Copy every line of the following data that includes the string "html".

* * * * * * * * *

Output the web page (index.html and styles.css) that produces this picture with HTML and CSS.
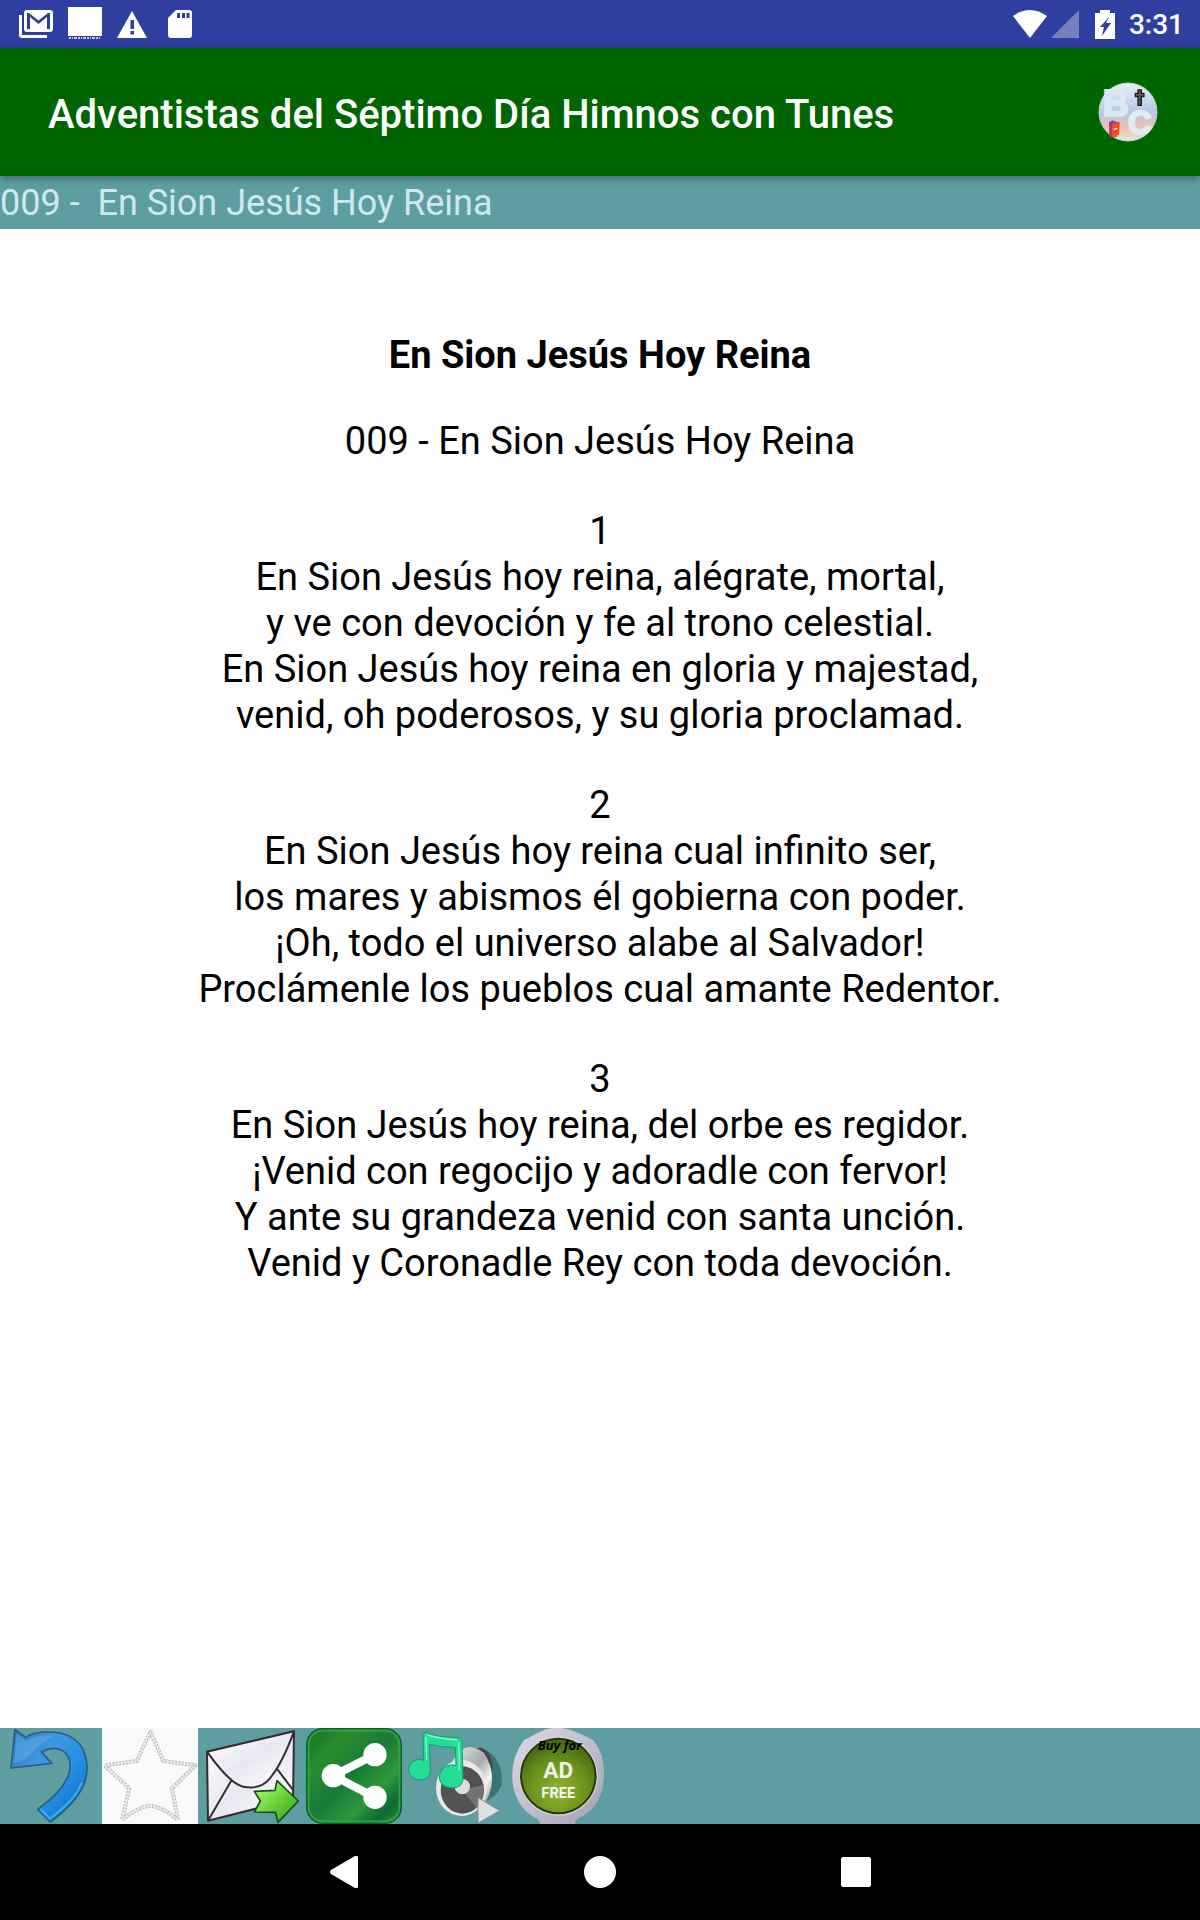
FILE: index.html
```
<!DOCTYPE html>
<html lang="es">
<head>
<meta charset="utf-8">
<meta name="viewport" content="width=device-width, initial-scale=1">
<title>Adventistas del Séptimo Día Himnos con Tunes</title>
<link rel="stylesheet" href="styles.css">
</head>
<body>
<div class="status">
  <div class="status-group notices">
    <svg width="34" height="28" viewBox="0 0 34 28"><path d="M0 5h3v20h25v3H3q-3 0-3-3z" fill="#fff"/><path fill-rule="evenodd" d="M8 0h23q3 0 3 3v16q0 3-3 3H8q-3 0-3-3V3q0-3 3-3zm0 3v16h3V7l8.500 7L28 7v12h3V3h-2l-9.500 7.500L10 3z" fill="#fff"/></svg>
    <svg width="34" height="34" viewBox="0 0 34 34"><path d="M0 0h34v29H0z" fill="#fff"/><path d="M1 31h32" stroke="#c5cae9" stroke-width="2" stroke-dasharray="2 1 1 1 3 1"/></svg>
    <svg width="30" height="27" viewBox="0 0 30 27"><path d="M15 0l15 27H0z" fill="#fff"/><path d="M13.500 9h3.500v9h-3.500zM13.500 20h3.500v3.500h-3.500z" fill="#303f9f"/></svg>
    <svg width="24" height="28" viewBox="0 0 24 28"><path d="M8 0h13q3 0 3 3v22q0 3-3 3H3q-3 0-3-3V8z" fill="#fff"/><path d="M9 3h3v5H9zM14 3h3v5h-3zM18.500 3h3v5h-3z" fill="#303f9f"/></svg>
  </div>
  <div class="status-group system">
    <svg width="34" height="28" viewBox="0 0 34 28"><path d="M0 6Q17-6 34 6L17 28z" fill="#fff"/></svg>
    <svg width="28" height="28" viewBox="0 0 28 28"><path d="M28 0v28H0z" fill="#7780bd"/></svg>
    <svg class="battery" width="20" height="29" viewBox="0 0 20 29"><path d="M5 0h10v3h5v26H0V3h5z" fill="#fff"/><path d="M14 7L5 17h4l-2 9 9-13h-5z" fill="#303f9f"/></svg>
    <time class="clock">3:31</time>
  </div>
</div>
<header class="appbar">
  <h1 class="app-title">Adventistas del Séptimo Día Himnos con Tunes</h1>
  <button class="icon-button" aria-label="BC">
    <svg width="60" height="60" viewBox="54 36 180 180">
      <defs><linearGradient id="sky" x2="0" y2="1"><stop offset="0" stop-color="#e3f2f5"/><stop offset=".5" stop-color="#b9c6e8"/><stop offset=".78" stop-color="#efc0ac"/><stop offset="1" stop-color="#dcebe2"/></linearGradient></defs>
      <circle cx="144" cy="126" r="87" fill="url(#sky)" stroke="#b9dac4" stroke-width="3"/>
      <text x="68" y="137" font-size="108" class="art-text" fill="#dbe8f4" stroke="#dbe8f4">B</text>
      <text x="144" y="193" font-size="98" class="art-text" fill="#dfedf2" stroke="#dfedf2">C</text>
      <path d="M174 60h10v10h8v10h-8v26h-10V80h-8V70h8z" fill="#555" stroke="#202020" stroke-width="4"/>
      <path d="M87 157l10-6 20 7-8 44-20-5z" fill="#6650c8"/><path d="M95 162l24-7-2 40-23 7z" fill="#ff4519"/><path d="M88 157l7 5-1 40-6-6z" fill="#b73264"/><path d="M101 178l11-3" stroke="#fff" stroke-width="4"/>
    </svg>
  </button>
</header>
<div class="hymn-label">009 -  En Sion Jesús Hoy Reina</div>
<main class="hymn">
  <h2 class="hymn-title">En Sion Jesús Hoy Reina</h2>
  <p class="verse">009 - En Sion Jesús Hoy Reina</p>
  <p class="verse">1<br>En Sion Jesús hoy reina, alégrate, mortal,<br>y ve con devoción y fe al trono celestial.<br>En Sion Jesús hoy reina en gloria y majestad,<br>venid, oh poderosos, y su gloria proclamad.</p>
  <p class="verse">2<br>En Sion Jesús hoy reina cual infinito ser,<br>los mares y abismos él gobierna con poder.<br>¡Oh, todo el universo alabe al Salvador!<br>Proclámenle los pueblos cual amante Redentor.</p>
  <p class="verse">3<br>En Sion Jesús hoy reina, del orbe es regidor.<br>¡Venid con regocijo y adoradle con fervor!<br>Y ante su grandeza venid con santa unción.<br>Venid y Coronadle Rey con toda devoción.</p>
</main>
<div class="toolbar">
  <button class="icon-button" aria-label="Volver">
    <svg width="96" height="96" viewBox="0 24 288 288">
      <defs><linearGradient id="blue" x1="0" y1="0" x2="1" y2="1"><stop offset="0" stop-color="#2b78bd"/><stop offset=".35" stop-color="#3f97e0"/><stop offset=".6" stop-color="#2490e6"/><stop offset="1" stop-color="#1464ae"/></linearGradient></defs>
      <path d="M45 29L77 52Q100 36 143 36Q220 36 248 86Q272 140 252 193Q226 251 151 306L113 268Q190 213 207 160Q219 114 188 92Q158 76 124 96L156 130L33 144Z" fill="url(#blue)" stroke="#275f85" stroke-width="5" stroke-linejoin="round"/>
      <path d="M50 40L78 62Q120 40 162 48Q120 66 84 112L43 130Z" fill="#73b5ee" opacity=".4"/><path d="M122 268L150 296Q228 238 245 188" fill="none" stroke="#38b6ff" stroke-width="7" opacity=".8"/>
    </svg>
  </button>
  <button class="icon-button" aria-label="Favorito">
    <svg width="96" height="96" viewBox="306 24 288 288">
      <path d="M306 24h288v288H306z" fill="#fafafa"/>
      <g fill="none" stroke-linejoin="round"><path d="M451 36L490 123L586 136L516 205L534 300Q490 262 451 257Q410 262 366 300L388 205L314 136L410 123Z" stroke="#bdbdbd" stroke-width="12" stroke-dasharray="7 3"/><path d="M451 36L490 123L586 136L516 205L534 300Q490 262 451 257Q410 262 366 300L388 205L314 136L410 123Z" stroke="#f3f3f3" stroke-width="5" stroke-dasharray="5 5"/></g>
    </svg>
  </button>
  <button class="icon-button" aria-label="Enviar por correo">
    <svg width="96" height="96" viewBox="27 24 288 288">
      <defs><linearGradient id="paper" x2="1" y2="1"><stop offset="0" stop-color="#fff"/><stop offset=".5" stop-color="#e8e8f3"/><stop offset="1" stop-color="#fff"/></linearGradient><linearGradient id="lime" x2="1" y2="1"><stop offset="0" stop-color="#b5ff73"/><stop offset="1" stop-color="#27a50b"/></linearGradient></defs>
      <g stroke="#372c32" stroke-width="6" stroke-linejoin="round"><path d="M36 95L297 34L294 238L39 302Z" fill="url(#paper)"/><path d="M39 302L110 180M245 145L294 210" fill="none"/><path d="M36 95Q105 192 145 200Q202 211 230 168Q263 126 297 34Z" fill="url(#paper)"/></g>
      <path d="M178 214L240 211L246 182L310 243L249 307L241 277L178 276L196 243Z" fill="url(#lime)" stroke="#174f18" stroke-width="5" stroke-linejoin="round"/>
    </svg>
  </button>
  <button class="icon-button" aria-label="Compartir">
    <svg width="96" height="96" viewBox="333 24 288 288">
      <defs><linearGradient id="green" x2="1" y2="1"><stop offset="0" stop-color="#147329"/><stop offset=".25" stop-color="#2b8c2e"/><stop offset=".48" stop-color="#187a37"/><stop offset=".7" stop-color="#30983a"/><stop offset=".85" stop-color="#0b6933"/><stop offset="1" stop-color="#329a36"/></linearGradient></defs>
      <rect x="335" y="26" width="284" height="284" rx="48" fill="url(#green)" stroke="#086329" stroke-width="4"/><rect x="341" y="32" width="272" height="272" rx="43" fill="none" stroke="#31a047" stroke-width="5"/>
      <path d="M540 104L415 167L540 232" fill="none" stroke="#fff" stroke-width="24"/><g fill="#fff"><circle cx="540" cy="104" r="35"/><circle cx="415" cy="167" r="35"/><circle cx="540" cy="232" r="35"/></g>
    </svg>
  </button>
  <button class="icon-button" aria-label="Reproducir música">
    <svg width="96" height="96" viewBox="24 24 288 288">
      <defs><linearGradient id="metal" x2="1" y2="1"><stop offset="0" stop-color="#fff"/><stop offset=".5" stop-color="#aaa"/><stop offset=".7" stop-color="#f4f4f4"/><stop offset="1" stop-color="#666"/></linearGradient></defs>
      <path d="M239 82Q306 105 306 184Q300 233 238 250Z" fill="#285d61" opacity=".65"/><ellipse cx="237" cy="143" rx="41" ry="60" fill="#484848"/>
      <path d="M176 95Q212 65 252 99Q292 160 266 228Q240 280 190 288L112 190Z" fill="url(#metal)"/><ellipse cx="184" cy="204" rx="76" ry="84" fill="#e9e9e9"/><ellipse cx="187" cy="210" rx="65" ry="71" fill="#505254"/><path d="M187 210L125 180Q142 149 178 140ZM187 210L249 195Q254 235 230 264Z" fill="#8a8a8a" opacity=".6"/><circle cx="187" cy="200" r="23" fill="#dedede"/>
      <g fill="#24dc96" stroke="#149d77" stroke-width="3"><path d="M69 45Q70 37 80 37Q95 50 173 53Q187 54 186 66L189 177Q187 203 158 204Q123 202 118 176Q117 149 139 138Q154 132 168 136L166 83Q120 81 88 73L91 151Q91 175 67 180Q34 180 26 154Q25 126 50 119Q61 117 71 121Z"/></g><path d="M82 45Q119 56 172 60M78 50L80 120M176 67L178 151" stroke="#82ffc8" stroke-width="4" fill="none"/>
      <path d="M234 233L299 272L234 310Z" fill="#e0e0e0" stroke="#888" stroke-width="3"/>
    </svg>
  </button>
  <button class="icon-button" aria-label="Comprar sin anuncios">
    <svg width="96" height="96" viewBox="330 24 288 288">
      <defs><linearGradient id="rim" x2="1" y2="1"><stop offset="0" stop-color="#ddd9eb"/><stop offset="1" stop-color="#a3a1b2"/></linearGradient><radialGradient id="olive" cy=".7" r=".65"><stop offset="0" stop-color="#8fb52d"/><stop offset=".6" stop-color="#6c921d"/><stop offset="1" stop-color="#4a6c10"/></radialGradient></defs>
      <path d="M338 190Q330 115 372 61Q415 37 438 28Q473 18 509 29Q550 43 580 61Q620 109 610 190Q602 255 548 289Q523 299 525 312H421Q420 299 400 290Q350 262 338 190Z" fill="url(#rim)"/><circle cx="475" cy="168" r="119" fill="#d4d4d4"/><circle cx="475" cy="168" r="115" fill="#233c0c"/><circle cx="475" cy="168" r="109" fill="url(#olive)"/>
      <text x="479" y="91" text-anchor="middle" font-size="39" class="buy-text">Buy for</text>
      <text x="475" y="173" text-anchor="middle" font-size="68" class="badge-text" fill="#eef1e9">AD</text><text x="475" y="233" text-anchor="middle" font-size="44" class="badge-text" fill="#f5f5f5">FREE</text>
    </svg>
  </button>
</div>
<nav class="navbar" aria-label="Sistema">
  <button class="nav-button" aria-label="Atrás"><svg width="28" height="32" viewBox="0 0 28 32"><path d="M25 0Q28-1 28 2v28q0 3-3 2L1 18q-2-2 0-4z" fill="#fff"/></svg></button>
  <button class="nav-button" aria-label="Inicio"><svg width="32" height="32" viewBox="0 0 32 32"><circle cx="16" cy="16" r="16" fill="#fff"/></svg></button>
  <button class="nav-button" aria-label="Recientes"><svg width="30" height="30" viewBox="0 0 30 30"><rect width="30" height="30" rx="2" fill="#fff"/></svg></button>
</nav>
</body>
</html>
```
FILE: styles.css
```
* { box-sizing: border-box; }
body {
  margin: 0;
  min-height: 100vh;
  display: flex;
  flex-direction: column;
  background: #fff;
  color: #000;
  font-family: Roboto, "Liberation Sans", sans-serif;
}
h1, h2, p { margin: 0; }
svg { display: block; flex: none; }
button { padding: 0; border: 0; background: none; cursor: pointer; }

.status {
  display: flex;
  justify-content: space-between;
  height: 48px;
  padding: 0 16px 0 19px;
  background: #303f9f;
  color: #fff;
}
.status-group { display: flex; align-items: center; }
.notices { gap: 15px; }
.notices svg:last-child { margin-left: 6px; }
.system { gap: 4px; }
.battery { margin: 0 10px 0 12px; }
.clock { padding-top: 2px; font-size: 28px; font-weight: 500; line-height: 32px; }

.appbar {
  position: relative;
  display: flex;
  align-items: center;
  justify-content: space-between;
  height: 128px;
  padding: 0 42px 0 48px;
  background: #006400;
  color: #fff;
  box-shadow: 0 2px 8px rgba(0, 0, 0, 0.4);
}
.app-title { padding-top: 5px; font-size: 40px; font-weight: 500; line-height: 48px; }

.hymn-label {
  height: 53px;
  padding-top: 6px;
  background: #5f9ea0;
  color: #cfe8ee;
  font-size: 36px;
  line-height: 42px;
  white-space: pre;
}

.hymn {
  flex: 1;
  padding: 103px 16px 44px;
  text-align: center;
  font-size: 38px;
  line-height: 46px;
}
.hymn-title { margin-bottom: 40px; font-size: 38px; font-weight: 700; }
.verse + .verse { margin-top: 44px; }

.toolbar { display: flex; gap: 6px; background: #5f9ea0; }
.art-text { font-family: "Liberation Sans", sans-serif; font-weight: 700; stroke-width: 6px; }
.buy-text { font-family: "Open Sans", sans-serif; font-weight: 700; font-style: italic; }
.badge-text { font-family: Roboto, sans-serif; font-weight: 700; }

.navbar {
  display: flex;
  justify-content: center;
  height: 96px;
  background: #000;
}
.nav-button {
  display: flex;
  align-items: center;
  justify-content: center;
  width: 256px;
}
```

* * * * * * * * *

- Written answer
Output the web page (index.html and styles.css) that produces this picture with HTML and CSS.
FILE: index.html
<!DOCTYPE html>
<html lang="es">
</html>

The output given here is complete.